• _EXERCISE TASK_
Set down all of the entries word for word, omitting the images they contain.

Web page code records:

====

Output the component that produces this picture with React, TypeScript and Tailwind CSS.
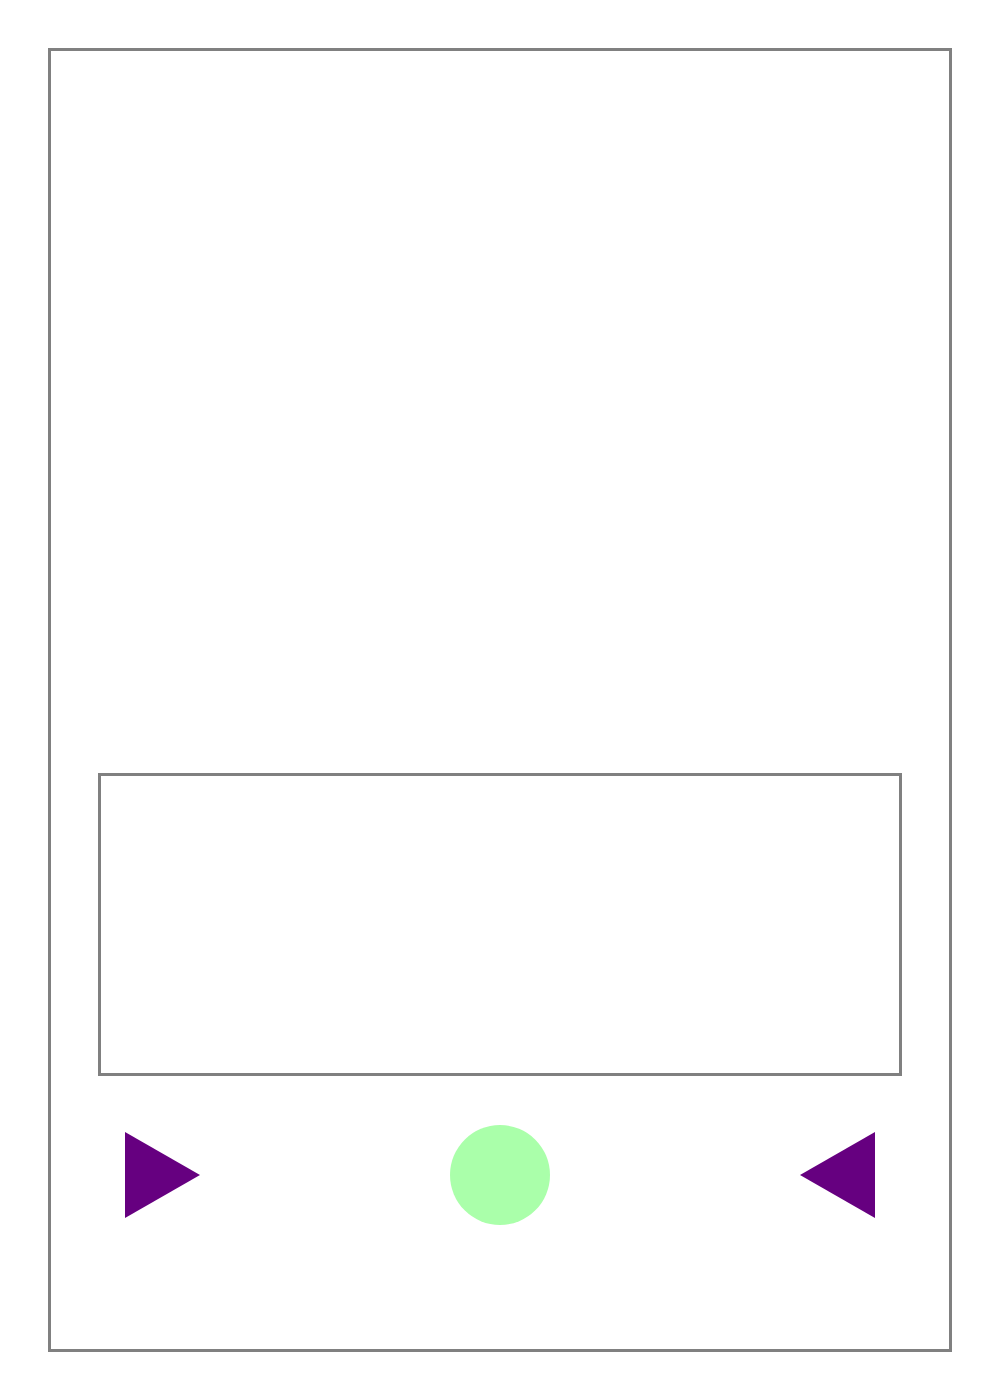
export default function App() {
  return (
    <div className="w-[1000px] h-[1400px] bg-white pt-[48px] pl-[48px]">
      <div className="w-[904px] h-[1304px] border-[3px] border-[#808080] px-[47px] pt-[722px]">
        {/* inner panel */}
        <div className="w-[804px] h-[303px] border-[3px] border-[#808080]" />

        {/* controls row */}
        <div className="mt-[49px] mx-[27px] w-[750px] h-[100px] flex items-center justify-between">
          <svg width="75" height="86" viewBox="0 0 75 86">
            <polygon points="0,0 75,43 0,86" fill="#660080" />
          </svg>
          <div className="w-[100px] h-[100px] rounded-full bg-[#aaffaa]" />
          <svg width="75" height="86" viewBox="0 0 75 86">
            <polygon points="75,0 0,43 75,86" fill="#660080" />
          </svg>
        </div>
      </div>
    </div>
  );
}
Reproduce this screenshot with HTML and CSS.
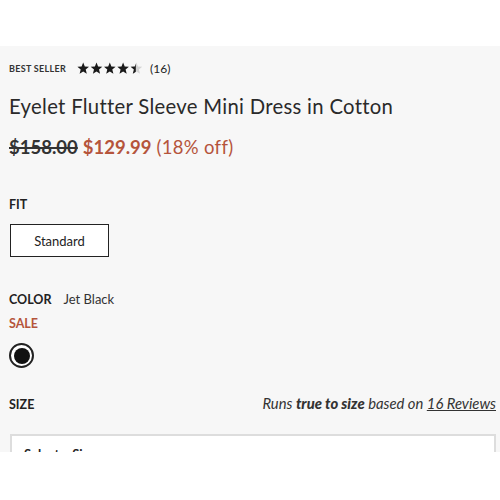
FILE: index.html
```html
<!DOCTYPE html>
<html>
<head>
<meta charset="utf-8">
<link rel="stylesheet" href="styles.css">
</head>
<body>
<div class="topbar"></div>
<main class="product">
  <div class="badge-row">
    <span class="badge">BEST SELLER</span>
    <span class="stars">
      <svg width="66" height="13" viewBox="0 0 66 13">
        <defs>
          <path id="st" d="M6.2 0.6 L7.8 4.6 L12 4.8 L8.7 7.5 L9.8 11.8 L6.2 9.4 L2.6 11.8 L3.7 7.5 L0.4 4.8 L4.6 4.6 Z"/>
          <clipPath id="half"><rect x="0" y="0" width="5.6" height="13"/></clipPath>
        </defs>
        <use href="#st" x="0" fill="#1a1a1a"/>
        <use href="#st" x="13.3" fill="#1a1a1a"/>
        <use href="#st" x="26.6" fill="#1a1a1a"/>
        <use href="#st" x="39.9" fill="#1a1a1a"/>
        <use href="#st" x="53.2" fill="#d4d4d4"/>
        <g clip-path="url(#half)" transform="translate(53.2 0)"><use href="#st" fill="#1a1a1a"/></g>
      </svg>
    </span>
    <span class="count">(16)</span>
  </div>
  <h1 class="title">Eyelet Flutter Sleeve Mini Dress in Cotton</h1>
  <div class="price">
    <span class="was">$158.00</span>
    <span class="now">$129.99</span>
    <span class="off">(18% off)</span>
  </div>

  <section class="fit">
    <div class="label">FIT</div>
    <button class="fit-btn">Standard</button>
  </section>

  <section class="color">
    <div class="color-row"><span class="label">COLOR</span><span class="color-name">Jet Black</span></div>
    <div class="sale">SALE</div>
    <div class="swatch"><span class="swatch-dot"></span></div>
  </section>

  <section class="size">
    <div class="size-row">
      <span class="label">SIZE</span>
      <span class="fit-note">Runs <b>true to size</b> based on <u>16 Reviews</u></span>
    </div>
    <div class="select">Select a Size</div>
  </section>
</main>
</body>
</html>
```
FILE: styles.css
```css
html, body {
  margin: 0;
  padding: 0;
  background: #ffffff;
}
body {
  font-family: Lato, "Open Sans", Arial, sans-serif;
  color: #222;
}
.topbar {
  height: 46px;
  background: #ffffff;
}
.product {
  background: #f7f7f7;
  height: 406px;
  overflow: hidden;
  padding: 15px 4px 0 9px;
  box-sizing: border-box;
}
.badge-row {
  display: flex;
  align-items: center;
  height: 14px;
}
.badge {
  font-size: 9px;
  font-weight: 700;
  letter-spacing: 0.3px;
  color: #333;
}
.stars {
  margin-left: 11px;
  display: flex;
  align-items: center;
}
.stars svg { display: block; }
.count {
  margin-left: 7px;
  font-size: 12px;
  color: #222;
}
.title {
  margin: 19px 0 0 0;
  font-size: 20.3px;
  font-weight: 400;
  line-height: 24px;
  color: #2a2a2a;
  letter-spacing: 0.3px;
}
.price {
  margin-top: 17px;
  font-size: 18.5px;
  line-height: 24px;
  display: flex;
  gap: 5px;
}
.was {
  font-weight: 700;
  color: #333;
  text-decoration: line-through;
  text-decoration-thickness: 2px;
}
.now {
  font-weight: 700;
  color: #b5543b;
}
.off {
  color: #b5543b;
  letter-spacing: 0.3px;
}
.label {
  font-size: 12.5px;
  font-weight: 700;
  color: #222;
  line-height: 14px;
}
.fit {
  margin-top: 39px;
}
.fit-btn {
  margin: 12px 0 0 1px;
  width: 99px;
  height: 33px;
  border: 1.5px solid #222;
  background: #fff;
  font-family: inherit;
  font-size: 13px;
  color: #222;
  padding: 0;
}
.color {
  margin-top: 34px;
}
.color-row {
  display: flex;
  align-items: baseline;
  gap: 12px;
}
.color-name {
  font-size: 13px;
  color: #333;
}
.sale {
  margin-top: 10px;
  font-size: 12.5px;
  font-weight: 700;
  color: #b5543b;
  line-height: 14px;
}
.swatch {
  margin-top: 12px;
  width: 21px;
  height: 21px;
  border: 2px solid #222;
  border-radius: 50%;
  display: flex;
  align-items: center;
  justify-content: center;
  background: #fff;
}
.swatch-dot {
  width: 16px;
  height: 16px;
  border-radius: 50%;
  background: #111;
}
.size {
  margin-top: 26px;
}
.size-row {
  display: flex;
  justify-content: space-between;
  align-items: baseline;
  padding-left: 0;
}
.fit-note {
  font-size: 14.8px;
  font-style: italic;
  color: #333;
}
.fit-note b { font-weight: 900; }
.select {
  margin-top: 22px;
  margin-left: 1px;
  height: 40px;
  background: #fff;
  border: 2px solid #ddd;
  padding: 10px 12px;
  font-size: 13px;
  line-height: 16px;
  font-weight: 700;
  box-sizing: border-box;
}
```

====

• _SOLUTION_
Output the component that produces this picture with React, TypeScript and Tailwind CSS.
export default function App() {
  return (
    <div className="w-[1000px] h-[1400px] bg-white pt-[48px] pl-[48px]">
      <div className="w-[904px] h-[1304px] border-[3px] border-[#808080] px-[47px] pt-[722px]">
        {/* inner panel */}
        <div className="w-[804px] h-[303px] border-[3px] border-[#808080]" />

        {/* controls row */}
        <div className="mt-[49px] mx-[27px] w-[750px] h-[100px] flex items-center justify-between">
          <svg width="75" height="86" viewBox="0 0 75 86">
            <polygon points="0,0 75,43 0,86" fill="#660080" />
          </svg>
          <div className="w-[100px] h-[100px] rounded-full bg-[#aaffaa]" />
          <svg width="75" height="86" viewBox="0 0 75 86">
            <polygon points="75,0 0,43 75,86" fill="#660080" />
          </svg>
        </div>
      </div>
    </div>
  );
}
Reproduce this screenshot with HTML and CSS.
FILE: index.html
```html
<!DOCTYPE html>
<html>
<head>
<meta charset="utf-8">
<link rel="stylesheet" href="styles.css">
</head>
<body>
<div class="topbar"></div>
<main class="product">
  <div class="badge-row">
    <span class="badge">BEST SELLER</span>
    <span class="stars">
      <svg width="66" height="13" viewBox="0 0 66 13">
        <defs>
          <path id="st" d="M6.2 0.6 L7.8 4.6 L12 4.8 L8.7 7.5 L9.8 11.8 L6.2 9.4 L2.6 11.8 L3.7 7.5 L0.4 4.8 L4.6 4.6 Z"/>
          <clipPath id="half"><rect x="0" y="0" width="5.6" height="13"/></clipPath>
        </defs>
        <use href="#st" x="0" fill="#1a1a1a"/>
        <use href="#st" x="13.3" fill="#1a1a1a"/>
        <use href="#st" x="26.6" fill="#1a1a1a"/>
        <use href="#st" x="39.9" fill="#1a1a1a"/>
        <use href="#st" x="53.2" fill="#d4d4d4"/>
        <g clip-path="url(#half)" transform="translate(53.2 0)"><use href="#st" fill="#1a1a1a"/></g>
      </svg>
    </span>
    <span class="count">(16)</span>
  </div>
  <h1 class="title">Eyelet Flutter Sleeve Mini Dress in Cotton</h1>
  <div class="price">
    <span class="was">$158.00</span>
    <span class="now">$129.99</span>
    <span class="off">(18% off)</span>
  </div>

  <section class="fit">
    <div class="label">FIT</div>
    <button class="fit-btn">Standard</button>
  </section>

  <section class="color">
    <div class="color-row"><span class="label">COLOR</span><span class="color-name">Jet Black</span></div>
    <div class="sale">SALE</div>
    <div class="swatch"><span class="swatch-dot"></span></div>
  </section>

  <section class="size">
    <div class="size-row">
      <span class="label">SIZE</span>
      <span class="fit-note">Runs <b>true to size</b> based on <u>16 Reviews</u></span>
    </div>
    <div class="select">Select a Size</div>
  </section>
</main>
</body>
</html>
```
FILE: styles.css
```css
html, body {
  margin: 0;
  padding: 0;
  background: #ffffff;
}
body {
  font-family: Lato, "Open Sans", Arial, sans-serif;
  color: #222;
}
.topbar {
  height: 46px;
  background: #ffffff;
}
.product {
  background: #f7f7f7;
  height: 406px;
  overflow: hidden;
  padding: 15px 4px 0 9px;
  box-sizing: border-box;
}
.badge-row {
  display: flex;
  align-items: center;
  height: 14px;
}
.badge {
  font-size: 9px;
  font-weight: 700;
  letter-spacing: 0.3px;
  color: #333;
}
.stars {
  margin-left: 11px;
  display: flex;
  align-items: center;
}
.stars svg { display: block; }
.count {
  margin-left: 7px;
  font-size: 12px;
  color: #222;
}
.title {
  margin: 19px 0 0 0;
  font-size: 20.3px;
  font-weight: 400;
  line-height: 24px;
  color: #2a2a2a;
  letter-spacing: 0.3px;
}
.price {
  margin-top: 17px;
  font-size: 18.5px;
  line-height: 24px;
  display: flex;
  gap: 5px;
}
.was {
  font-weight: 700;
  color: #333;
  text-decoration: line-through;
  text-decoration-thickness: 2px;
}
.now {
  font-weight: 700;
  color: #b5543b;
}
.off {
  color: #b5543b;
  letter-spacing: 0.3px;
}
.label {
  font-size: 12.5px;
  font-weight: 700;
  color: #222;
  line-height: 14px;
}
.fit {
  margin-top: 39px;
}
.fit-btn {
  margin: 12px 0 0 1px;
  width: 99px;
  height: 33px;
  border: 1.5px solid #222;
  background: #fff;
  font-family: inherit;
  font-size: 13px;
  color: #222;
  padding: 0;
}
.color {
  margin-top: 34px;
}
.color-row {
  display: flex;
  align-items: baseline;
  gap: 12px;
}
.color-name {
  font-size: 13px;
  color: #333;
}
.sale {
  margin-top: 10px;
  font-size: 12.5px;
  font-weight: 700;
  color: #b5543b;
  line-height: 14px;
}
.swatch {
  margin-top: 12px;
  width: 21px;
  height: 21px;
  border: 2px solid #222;
  border-radius: 50%;
  display: flex;
  align-items: center;
  justify-content: center;
  background: #fff;
}
.swatch-dot {
  width: 16px;
  height: 16px;
  border-radius: 50%;
  background: #111;
}
.size {
  margin-top: 26px;
}
.size-row {
  display: flex;
  justify-content: space-between;
  align-items: baseline;
  padding-left: 0;
}
.fit-note {
  font-size: 14.8px;
  font-style: italic;
  color: #333;
}
.fit-note b { font-weight: 900; }
.select {
  margin-top: 22px;
  margin-left: 1px;
  height: 40px;
  background: #fff;
  border: 2px solid #ddd;
  padding: 10px 12px;
  font-size: 13px;
  line-height: 16px;
  font-weight: 700;
  box-sizing: border-box;
}
```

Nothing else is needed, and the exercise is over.